MATERIAL PROVIDED:

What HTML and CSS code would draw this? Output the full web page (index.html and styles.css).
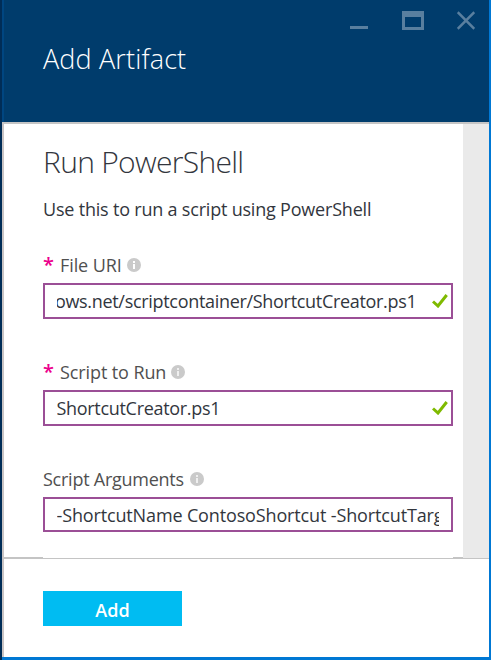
FILE: index.html
```html
<!DOCTYPE html>
<html lang="en">
<head>
<meta charset="utf-8">
<title>Add Artifact</title>
<link rel="stylesheet" href="styles.css">
</head>
<body>
<main class="blade">
  <header class="header">
    <div class="controls">
      <svg width="18" height="20" viewBox="0 0 18 20"><path d="M0 16.5h18" stroke-width="3"/></svg>
      <svg width="22" height="20" viewBox="0 0 22 20"><path d="M1.5 1.5h19v16h-19z" stroke-width="3"/><path d="M0 3h22" stroke-width="6"/></svg>
      <svg width="18" height="20" viewBox="0 0 18 20"><path d="M.7 1.2l16.6 16.6M17.3 1.2L.7 17.8" stroke-width="2.5"/></svg>
    </div>
    <h1>Add Artifact</h1>
  </header>
  <div class="body">
    <section class="content">
      <h2>Run PowerShell</h2>
      <p>Use this to run a script using PowerShell</p>
      <div class="field">
        <div class="label"><b class="star">*</b><span>File URI</span><svg class="info" viewBox="0 0 14 14"><circle cx="7" cy="7" r="7"/><path d="M6 3h2v2H6zM6 6h2v5H6z"/></svg></div>
        <div class="input"><div class="value end"><span>ows.net/scriptcontainer/ShortcutCreator.ps1</span></div><svg class="check" viewBox="0 0 16 14"><path d="M1 7.5l5 4.5L14.7 1"/></svg></div>
      </div>
      <div class="field">
        <div class="label"><b class="star">*</b><span>Script to Run</span><svg class="info" viewBox="0 0 14 14"><circle cx="7" cy="7" r="7"/><path d="M6.3 3h1.4v2H6.3zM6.3 6h1.4v5H6.3z"/></svg></div>
        <div class="input"><div class="value">ShortcutCreator.ps1</div><svg class="check" viewBox="0 0 16 14"><path d="M1 7.5l5 4.5L14.7 1"/></svg></div>
      </div>
      <div class="field">
        <div class="label"><span class="args">Script Arguments</span><svg class="info" viewBox="0 0 14 14"><circle cx="7" cy="7" r="7"/><path d="M6.3 3h1.4v2H6.3zM6.3 6h1.4v5H6.3z"/></svg></div>
        <div class="input short"><div class="value long">-ShortcutName ContosoShortcut -ShortcutTarg</div></div>
      </div>
      <div class="edge"><i class="edge-left"></i><i class="edge-right"></i></div>
    </section>
    <div class="scrollbar"></div>
  </div>
  <footer class="footer"><button class="add" type="button">Add</button></footer>
</main>
</body>
</html>
```
FILE: styles.css
```css
* { box-sizing: border-box; }
body {
  margin: 0;
  background: #002d57;
  font-family: "Open Sans", "Noto Sans", sans-serif;
  font-size: 18px;
  color: #32363d;
}
.blade {
  height: 660px;
  margin-left: 2px;
  display: flex;
  flex-direction: column;
  border-right: 2px solid #0078d4;
  border-bottom: 3px solid #0078d4;
  background: #fff;
  white-space: nowrap;
  overflow: hidden;
}
.header {
  height: 122px;
  background: #003c6c;
  border-left: 2px solid #004681;
  color: #fff;
}
.controls {
  height: 41px;
  padding: 11px 14px 0 0;
  display: flex;
  justify-content: flex-end;
  align-items: flex-start;
}
.controls svg { fill: none; stroke: #597f9f; }
.controls svg:nth-child(1) { margin-right: 1px; }
.controls svg:nth-child(2) { margin: 0 33px; }
h1, h2, p { margin: 0; }
h1 { padding-left: 39px; font-size: 27px; font-weight: 300; line-height: 36px; letter-spacing: 0.15px; }
.body {
  height: 436px;
  display: flex;
  border-top: 2px solid #c5c5c5;
  border-left: 2px solid #c9c4c4;
}
.content { width: 459px; padding: 19px 10px 0 39px; }
.scrollbar { flex: 1; background: #eaeaea; }
h2 { height: 38px; font-size: 30px; font-weight: 300; line-height: 38px; letter-spacing: -0.7px; }
p { height: 24px; margin-top: 16px; line-height: 24px; letter-spacing: -0.2px; }
.field { height: 107px; }
p + .field { margin-top: 32px; }
.label { height: 30px; display: flex; line-height: 24px; letter-spacing: -0.1px; color: #505050; }
.args { letter-spacing: -0.25px; }
.star { width: 17px; color: #ec008c; font-size: 20px; font-weight: 600; line-height: 23px; }
.info { width: 14px; height: 14px; margin: 5px 0 0 5px; }
.args + .info { margin-left: 6px; }
.info circle { fill: #cacaca; }
.info path { fill: #fff; }
.input {
  height: 36px;
  border: 2px solid #9b4f96;
  padding: 0 3px 0 11.5px;
  display: flex;
  align-items: center;
}
.short { height: 35px; }
.value { width: 382px; display: flex; overflow: hidden; line-height: 30px; letter-spacing: -0.31px; }
.long { letter-spacing: -0.14px; padding-top: 1px; }
.end { width: 360px; justify-content: flex-end; }
.value + .check { margin-left: auto; }
.check { width: 16px; height: 14px; flex: none; fill: none; stroke: #7fba00; stroke-width: 3; }
.edge { height: 1px; margin: -17px -10px 0 -39px; display: flex; justify-content: space-between; }
.edge i { background: #c4c4c4; }
.edge-left { width: 39px; }
.edge-right { width: 10px; }
.footer {
  flex: 1;
  border-top: 1px solid #c4c4c4;
  border-left: 2px solid #c9c4c4;
  padding: 32px 0 0 39px;
}
.add {
  width: 139px;
  height: 35px;
  display: block;
  border: 0;
  padding: 3px 0 0;
  background: #00bcf2;
  color: #fff;
  font: 600 18px "Open Sans", sans-serif;
}
```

GIVEN PROBLEM:
Except for the pictures, copy the material above exactly.

SOLUTION:
What HTML and CSS code would draw this? Output the full web page (index.html and styles.css).
FILE: index.html
```html
<!DOCTYPE html>
<html lang="en">
<head>
<meta charset="utf-8">
<title>Add Artifact</title>
<link rel="stylesheet" href="styles.css">
</head>
<body>
<main class="blade">
  <header class="header">
    <div class="controls">
      <svg width="18" height="20" viewBox="0 0 18 20"><path d="M0 16.5h18" stroke-width="3"/></svg>
      <svg width="22" height="20" viewBox="0 0 22 20"><path d="M1.5 1.5h19v16h-19z" stroke-width="3"/><path d="M0 3h22" stroke-width="6"/></svg>
      <svg width="18" height="20" viewBox="0 0 18 20"><path d="M.7 1.2l16.6 16.6M17.3 1.2L.7 17.8" stroke-width="2.5"/></svg>
    </div>
    <h1>Add Artifact</h1>
  </header>
  <div class="body">
    <section class="content">
      <h2>Run PowerShell</h2>
      <p>Use this to run a script using PowerShell</p>
      <div class="field">
        <div class="label"><b class="star">*</b><span>File URI</span><svg class="info" viewBox="0 0 14 14"><circle cx="7" cy="7" r="7"/><path d="M6 3h2v2H6zM6 6h2v5H6z"/></svg></div>
        <div class="input"><div class="value end"><span>ows.net/scriptcontainer/ShortcutCreator.ps1</span></div><svg class="check" viewBox="0 0 16 14"><path d="M1 7.5l5 4.5L14.7 1"/></svg></div>
      </div>
      <div class="field">
        <div class="label"><b class="star">*</b><span>Script to Run</span><svg class="info" viewBox="0 0 14 14"><circle cx="7" cy="7" r="7"/><path d="M6.3 3h1.4v2H6.3zM6.3 6h1.4v5H6.3z"/></svg></div>
        <div class="input"><div class="value">ShortcutCreator.ps1</div><svg class="check" viewBox="0 0 16 14"><path d="M1 7.5l5 4.5L14.7 1"/></svg></div>
      </div>
      <div class="field">
        <div class="label"><span class="args">Script Arguments</span><svg class="info" viewBox="0 0 14 14"><circle cx="7" cy="7" r="7"/><path d="M6.3 3h1.4v2H6.3zM6.3 6h1.4v5H6.3z"/></svg></div>
        <div class="input short"><div class="value long">-ShortcutName ContosoShortcut -ShortcutTarg</div></div>
      </div>
      <div class="edge"><i class="edge-left"></i><i class="edge-right"></i></div>
    </section>
    <div class="scrollbar"></div>
  </div>
  <footer class="footer"><button class="add" type="button">Add</button></footer>
</main>
</body>
</html>
```
FILE: styles.css
```css
* { box-sizing: border-box; }
body {
  margin: 0;
  background: #002d57;
  font-family: "Open Sans", "Noto Sans", sans-serif;
  font-size: 18px;
  color: #32363d;
}
.blade {
  height: 660px;
  margin-left: 2px;
  display: flex;
  flex-direction: column;
  border-right: 2px solid #0078d4;
  border-bottom: 3px solid #0078d4;
  background: #fff;
  white-space: nowrap;
  overflow: hidden;
}
.header {
  height: 122px;
  background: #003c6c;
  border-left: 2px solid #004681;
  color: #fff;
}
.controls {
  height: 41px;
  padding: 11px 14px 0 0;
  display: flex;
  justify-content: flex-end;
  align-items: flex-start;
}
.controls svg { fill: none; stroke: #597f9f; }
.controls svg:nth-child(1) { margin-right: 1px; }
.controls svg:nth-child(2) { margin: 0 33px; }
h1, h2, p { margin: 0; }
h1 { padding-left: 39px; font-size: 27px; font-weight: 300; line-height: 36px; letter-spacing: 0.15px; }
.body {
  height: 436px;
  display: flex;
  border-top: 2px solid #c5c5c5;
  border-left: 2px solid #c9c4c4;
}
.content { width: 459px; padding: 19px 10px 0 39px; }
.scrollbar { flex: 1; background: #eaeaea; }
h2 { height: 38px; font-size: 30px; font-weight: 300; line-height: 38px; letter-spacing: -0.7px; }
p { height: 24px; margin-top: 16px; line-height: 24px; letter-spacing: -0.2px; }
.field { height: 107px; }
p + .field { margin-top: 32px; }
.label { height: 30px; display: flex; line-height: 24px; letter-spacing: -0.1px; color: #505050; }
.args { letter-spacing: -0.25px; }
.star { width: 17px; color: #ec008c; font-size: 20px; font-weight: 600; line-height: 23px; }
.info { width: 14px; height: 14px; margin: 5px 0 0 5px; }
.args + .info { margin-left: 6px; }
.info circle { fill: #cacaca; }
.info path { fill: #fff; }
.input {
  height: 36px;
  border: 2px solid #9b4f96;
  padding: 0 3px 0 11.5px;
  display: flex;
  align-items: center;
}
.short { height: 35px; }
.value { width: 382px; display: flex; overflow: hidden; line-height: 30px; letter-spacing: -0.31px; }
.long { letter-spacing: -0.14px; padding-top: 1px; }
.end { width: 360px; justify-content: flex-end; }
.value + .check { margin-left: auto; }
.check { width: 16px; height: 14px; flex: none; fill: none; stroke: #7fba00; stroke-width: 3; }
.edge { height: 1px; margin: -17px -10px 0 -39px; display: flex; justify-content: space-between; }
.edge i { background: #c4c4c4; }
.edge-left { width: 39px; }
.edge-right { width: 10px; }
.footer {
  flex: 1;
  border-top: 1px solid #c4c4c4;
  border-left: 2px solid #c9c4c4;
  padding: 32px 0 0 39px;
}
.add {
  width: 139px;
  height: 35px;
  display: block;
  border: 0;
  padding: 3px 0 0;
  background: #00bcf2;
  color: #fff;
  font: 600 18px "Open Sans", sans-serif;
}
```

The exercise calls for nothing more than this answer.